Education intangibles –

June 8, 2016  By Patrick Flannery


Canadian manufacturers retain one significant advantage over our competition.

A big difference between the U.S. and Canada becomes evident when you stop for fast food on the way to Florida. Along I-75 you sure meet a lot of counter staff who make you wonder how they managed to navigate the streets to work that day. My wife asked one server if the chicken strips were breaded. You would have thought she’d asked her to calculate the mass of Jupiter. It took three of them working together with management to even understand the question. Communication is largely through monosyllabic grunts. Lord help you if you don’t cite the combo number in your order – simply asking for what you want may not match up with the colour-coded buttons on the till. I haven’t conducted a scientific survey here, but I don’t think I need to. The average fast food employee in Canada is much smarter, much better spoken and a much better worker than their counterpart in the U.S. I can’t help but think it has something to do with our public education system, which I have heard is better than most U.S. systems on most measures.

(Obviously, I’m generalizing. If your son or daughter works at an American fast food chain, I’m definitely not talking about them.)
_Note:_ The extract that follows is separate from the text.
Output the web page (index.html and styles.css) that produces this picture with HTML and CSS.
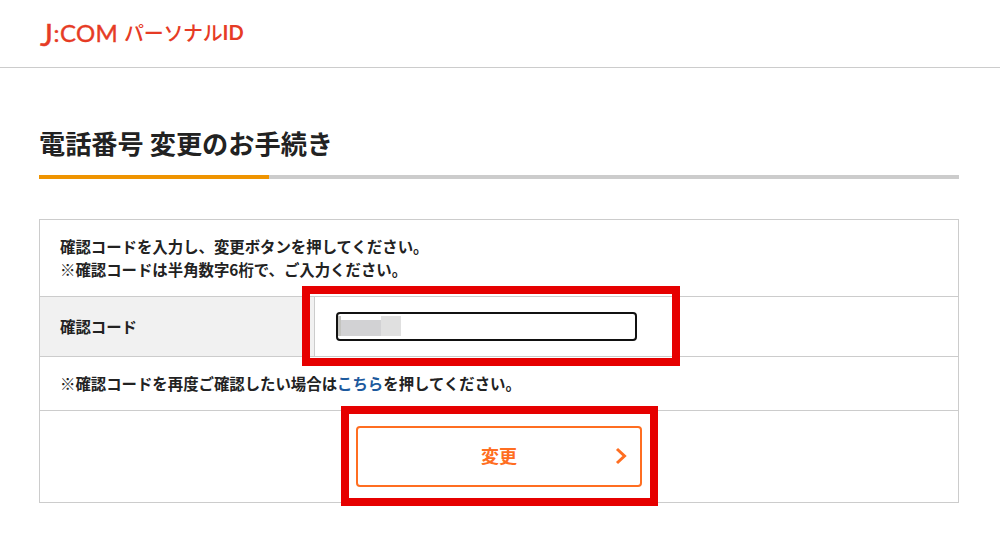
FILE: index.html
```html
<!DOCTYPE html>
<html lang="ja">
<head>
	<meta charset="UTF-8">
	<title>電話番号 変更のお手続き</title>
	<link rel="stylesheet" href="styles.css">
</head>
<body>
<header class="site-header">
	<div class="logo"><span class="logo-jcom"><span class="logo-j">J</span>:COM</span><span class="logo-sub">パーソナル</span><span class="logo-id">ID</span></div>
</header>
<main class="content">
	<h1 class="page-title">電話番号 変更のお手続き</h1>
	<div class="title-bar"><div class="title-bar-on"></div></div>
	<div class="panel">
		<div class="row row-intro">
			<p>確認コードを入力し、変更ボタンを押してください。</p>
			<p>※確認コードは半角数字6桁で、ご入力ください。</p>
		</div>
		<div class="row row-code">
			<div class="code-label">確認コード</div>
			<div class="code-field">
				<div class="code-input">
					<span class="blur blur-a"></span><span class="blur blur-b"></span><span class="blur blur-c"></span>
				</div>
			</div>
			<div class="mark mark-input"></div>
		</div>
		<div class="row row-note">※確認コードを再度ご確認したい場合は<a href="javascript:;">こちら</a>を押してください。</div>
		<div class="row row-submit">
			<a href="javascript:;" class="submit">変更
				<svg class="submit-arrow" width="12" height="18" viewBox="0 0 12 18"><path d="M2 2l7.5 7L2 16" fill="none" stroke="#ff6e21" stroke-width="3"/></svg>
			</a>
			<div class="mark mark-submit"></div>
		</div>
	</div>
</main>
</body>
</html>
```

FILE: styles.css
```css
*
{
    margin: 0;
    padding: 0;
    box-sizing: border-box;
    text-decoration: none;
}
body
{
    font-family: "Noto Sans CJK JP", "Liberation Sans", sans-serif;
    color: #222;
    background: #fff;
}
.site-header
{
    height: 68px;
    padding: 17px 0 0 40px;
    border-bottom: 1px solid #ccc;
}
.logo
{
    display: flex;
    align-items: center;
    height: 30px;
    color: #e63b25;
    white-space: nowrap;
}
.logo-jcom
{
    font-family: "Lato", sans-serif;
    font-size: 24px;
    font-weight: 400;
    letter-spacing: 0.4px;
    -webkit-text-stroke: 0.4px #e63b25;
    width: 84px;
}
.logo-j
{
    display: inline-block;
    font-size: 31px;
    line-height: 0;
    transform: translateY(4px);
}
.logo-sub
{
    font-size: 20px;
    font-weight: 500;
    letter-spacing: -0.3px;
}
.logo-id
{
    font-family: "Lato", sans-serif;
    font-size: 20px;
    font-weight: 700;
}
.content
{
    padding: 0 41px 37px 39px;
}
.page-title
{
    height: 51px;
    margin-top: 56px;
    font-size: 26.2px;
    font-weight: 700;
    line-height: 38px;
}
.title-bar
{
    height: 4px;
    background: #ccc;
}
.title-bar-on
{
    width: 230px;
    height: 4px;
    background: #ef9400;
}
.panel
{
    margin-top: 40px;
    border: 1px solid #ccc;
    font-size: 15.4px;
    font-weight: 700;
}
.row
{
    position: relative;
    border-bottom: 1px solid #ccc;
}
.row:last-child
{
    border-bottom: 0;
}
.row-intro
{
    height: 77px;
    padding: 15px 20px 0;
    line-height: 23px;
}
.row-code
{
    display: flex;
    height: 60px;
}
.code-label
{
    display: flex;
    align-items: center;
    width: 275px;
    padding: 0 0 2px 20px;
    background: #f1f1f1;
    border-right: 1px solid #ccc;
}
.code-field
{
    padding: 15px 0 0 21px;
}
.code-input
{
    display: flex;
    width: 301px;
    height: 29px;
    padding: 2px 0 0 0;
    border: 2px solid #111;
    border-radius: 4px;
    background: #fff;
}
.blur
{
    display: block;
    height: 20px;
}
.blur-a
{
    width: 3px;
    background: #c4c4c0;
}
.blur-b
{
    width: 40px;
    margin-top: 4px;
    height: 16px;
    background: #d2d2d4;
}
.blur-c
{
    width: 20px;
    background: #e0e0e0;
}
.row-note
{
    height: 54px;
    padding-left: 20px;
    line-height: 52px;
}
.row-note a
{
    color: #1d5a9e;
}
.row-submit
{
    display: flex;
    justify-content: center;
    height: 91px;
    padding: 15px 0 0 0;
}
.submit
{
    position: relative;
    display: flex;
    align-items: center;
    justify-content: center;
    width: 286px;
    height: 61px;
    padding-bottom: 4px;
    font-size: 18px;
    color: #ff6e21;
    border: 2px solid #ff6e21;
    border-radius: 4px;
}
.submit-arrow
{
    position: absolute;
    top: 19px;
    right: 13px;
}
.mark
{
    position: absolute;
    border: 8px solid #e60000;
}
.mark-input
{
    top: -11px;
    left: 262px;
    width: 378px;
    height: 80px;
}
.mark-submit
{
    top: -5px;
    left: 301px;
    width: 317px;
    height: 100px;
}
```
Loss of Canadian manufacturing to the U.S., Mexico and China is an oft-cited problem. It is depressing to those of us who think there is a value in keeping manufacturing jobs here when we contemplate the incentives companies have to move their plants elsewhere. Many jurisdictions are essentially giving free, serviced land to manufacturers and waiving property taxes. Unions frequently have no ability to enforce a contract, allowing employers to set wages on a worker-by-worker basis. Corporate taxes are often higher in the U.S., but personal income tax is much lower. Productivity numbers in Canada continue to lag the U.S. by a wide margin. The real question is, why does anyone manufacture anything here at all?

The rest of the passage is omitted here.